In The Boardroom With...

Mr. Guy Swope
Senior Biometrics Architect
Thank you for joining us today, Guy. Please give us an overview of your background and your role at Raytheon.

Guy Swope: I've been working at Raytheon for over 15 years as a systems and software engineer with an emphasis on software architecture and design of extremely large (1+ million lines of code, 100+ COTS) software intensive systems. In the past four years, I've focused on biometrics and RFID technologies and how they relate to Border Management and other government programs that need to control physical and logical access. I'm currently the lead biometrics architect for a large Department of Homeland Security program, and in the recent past I've lead and managed the development of large RFID systems, and managed up to 100 software engineers on other large complex programs. I've also helped lead and manage a number of Raytheon R&D initiatives. What are the key market drivers for the Secure ID market at this time?

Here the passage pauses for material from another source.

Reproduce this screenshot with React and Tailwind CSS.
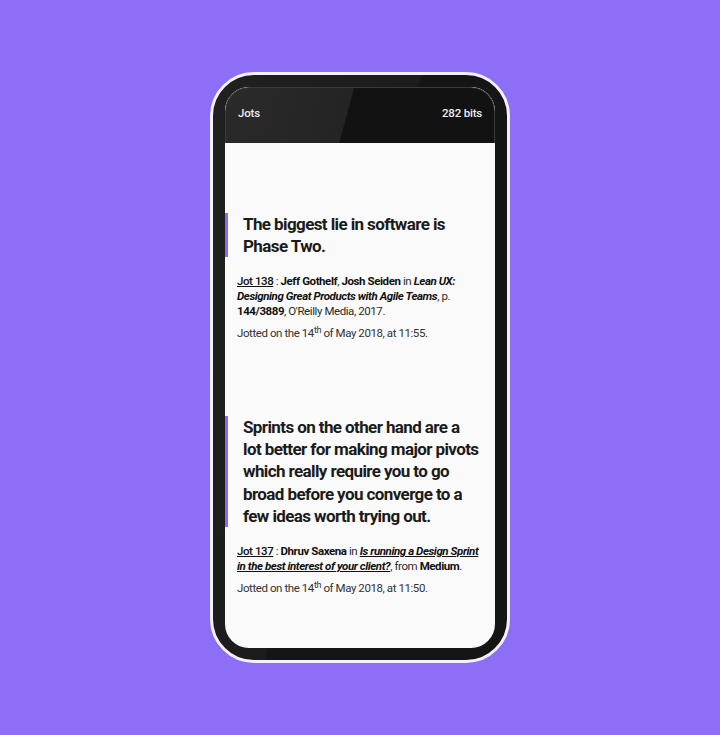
export default function App() {
  const font = { fontFamily: "Roboto, 'Liberation Sans', sans-serif" };
  return (
    <div className="w-full h-[735px] bg-[#8d6ef7] flex items-center justify-center" style={font}>
      <div className="w-[300px] h-[591px] rounded-[44px] border-[3px] border-[#f4f1ff] bg-[linear-gradient(105deg,#202020_0%,#1c1c1c_46%,#151515_46.5%)] p-[12px]">
        <div className="h-full rounded-[24px] overflow-hidden bg-[#fafafa] flex flex-col">
          <div className="h-[56px] shrink-0 rounded-t-[24px] border-t border-x border-[#3a3a3a] bg-[linear-gradient(105deg,#2a2a2a_0%,#242424_45%,#121212_45.5%)] flex items-start justify-between px-[12px] pt-[17px] text-[11.5px] font-medium text-[#ececec] tracking-[-0.2px]">
            <span>Jots</span>
            <span>282 bits</span>
          </div>
          <div className="flex-1 text-[#1b1b1b]">
            <div className="pt-[70px]">
              <div className="border-l-[3px] border-[#8b6cf0] pl-[15px] pr-[8px] text-[17px] leading-[22px] font-bold tracking-[-0.6px]">
                The biggest lie in software is Phase Two.
              </div>
              <div className="pl-[12px] pr-[10px] mt-[17px] text-[11.5px] leading-[15px] tracking-[-0.42px] text-[#2a2a2a]">
                <span className="underline font-medium text-[#111]">Jot 138</span> : <b className="font-bold text-[#111]">Jeff Gothelf</b>, <b className="font-bold text-[#111]">Josh Seiden</b> in <b className="font-bold italic text-[#111]">Lean UX: Designing Great Products with Agile Teams</b>, p. <b className="font-bold text-[#111]">144/3889</b>, O'Reilly Media, 2017.
              </div>
              <div className="pl-[12px] mt-[7px] text-[11.5px] leading-[15px] tracking-[-0.42px] text-[#333]">
                Jotted on the 14<sup className="text-[9px]">th</sup> of May 2018, at 11:55.
              </div>
            </div>
            <div className="pt-[75px]">
              <div className="border-l-[3px] border-[#8b6cf0] pl-[15px] pr-[6px] text-[17px] leading-[22.2px] font-bold tracking-[-0.6px]">
                Sprints on the other hand are a<br />lot better for making major pivots which really require you to go broad before you converge to a few ideas worth trying out.
              </div>
              <div className="pl-[12px] pr-[10px] mt-[17px] text-[11.5px] leading-[15px] tracking-[-0.42px] text-[#2a2a2a]">
                <span className="underline font-medium text-[#111]">Jot 137</span> : <b className="font-bold text-[#111]">Dhruv Saxena</b> in <b className="font-bold italic underline text-[#111]">Is running a Design Sprint in the best interest of your client?</b>, from <b className="font-bold text-[#111]">Medium</b>.
              </div>
              <div className="pl-[12px] mt-[7px] text-[11.5px] leading-[15px] tracking-[-0.42px] text-[#333]">
                Jotted on the 14<sup className="text-[9px]">th</sup> of May 2018, at 11:50.
              </div>
            </div>
          </div>
        </div>
      </div>
    </div>
  );
}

Guy Swope: It probably goes without saying that the major market drivers are the need for security in this post 9/11 world and I consider the government deployments as the major driver of the Secure ID market. The U.S. and other foreign governments have taken great strides in the past five years by looking to new technologies such as biometrics and RFID to help identity potential threats, and they are running significant number of programs aimed at identifying individuals. Within the US examples include HSDP-12 and the Personal Identification Verification (PIV) effort which affects every government agency, the Department of State's use of electronic passports, and a slew of DHS programs that screen travelers crossing our nation?s borders, provide transportation worker security, and increase screening of individuals traveling within our airports. Outside the U.S. programs like the United Kingdom's e-Borders program and the European Union's Visa Information System (VIS) are driving secure identification and the use of biometrics overseas. Please give us an overview of Raytheon?s activities in the Government ID market?

Guy Swope: Raytheon has led and managed a number of Government ID activities. One of our biggest areas of focus is extremely large Identity Management Systems. As a company, we pride ourselves on tackling hard to solve problems. You may have heard the classic mantra of human Identification whereby we identify individuals based on one or more of three things, what the person knows (e.g., a password), what the person has (e.g., a credential), and who the person is (e.g., a biometric). As more government programs start using biometrics and advanced credentials to identify individuals, secure databases that store credentialing and biometric information will grow extremely large. Within 2007, some programs will be securely storing hundreds of millions of biometric records. The ability to search those databases to ensure an individual is unique using biometrics within a timely manner becomes a difficult technical challenge. We are looking at system architectures that can address those challenges. Any success stories in the enterprise market you'd like to talk about?

Guy Swope: In the foreseeable future we see biometrics and RFID as cornerstone technologies for identifying individuals. Raytheon is looking at new methods for combining those technologies. To that end, we've developed a prototype that combines long range RFID and fingerprint biometrics. The RFID technology used is the same being proposed for the new DoS Western Hemisphere Travel initiative (WHTI) PASS card. DoS recently issued an RFI outlining the use of that RFID technology. Raytheon sees the PASS card evolving to include a fingerprint sensor that allows high speed, remote biometric authentication. We've now demonstrated it's technically feasible to biometrically verify an individual traveling in a car at 60 mph, something that many believe to be improbable using today's technology. Yet, we've done it. Like I said, we like to tackle the tough problems. We understand that you will be speaking at the Advanced Identification Systems Conference in December. May we have an overview of your key issues and trends you?ll be addressing?

Guy Swope: As I mentioned previously, one of the areas Raytheon has focused on is extremely large identity management systems that use biometric and RFID technologies. During the Advanced Identification Systems conference, I'll be outlining a standard Identity Management system architecture, and methods for designing a system that can support identification through large scale biometric databases. My talk is based on lessons we've learned in helping DHS and classified customers develop these systems. Thanks again for joining us. Are there any other subjects you'd like to discuss?

Guy Swope: Biometrics technologies have evolved significantly since 9/11 and there are many successful deployment stories. It is important for system integrators and builders to understand the business objectives and then wisely choose the specific technologies that best meet those objectives. One key trait of a successful project is how well the right technologies are chosen. Besides tackling the tough problems, one of Raytheon's strengths is performing technology evaluations and then designing them into a much larger, complex system. I've had the privilege of leading a number of biometric and RFID trade studies, R&D, and market evaluations for a variety of customers, and its one of most enjoyable parts of my job. By understanding current technology's strengths and weaknesses, I feel I can go home each day feeling that I made an impact on programs that affect our nation's security.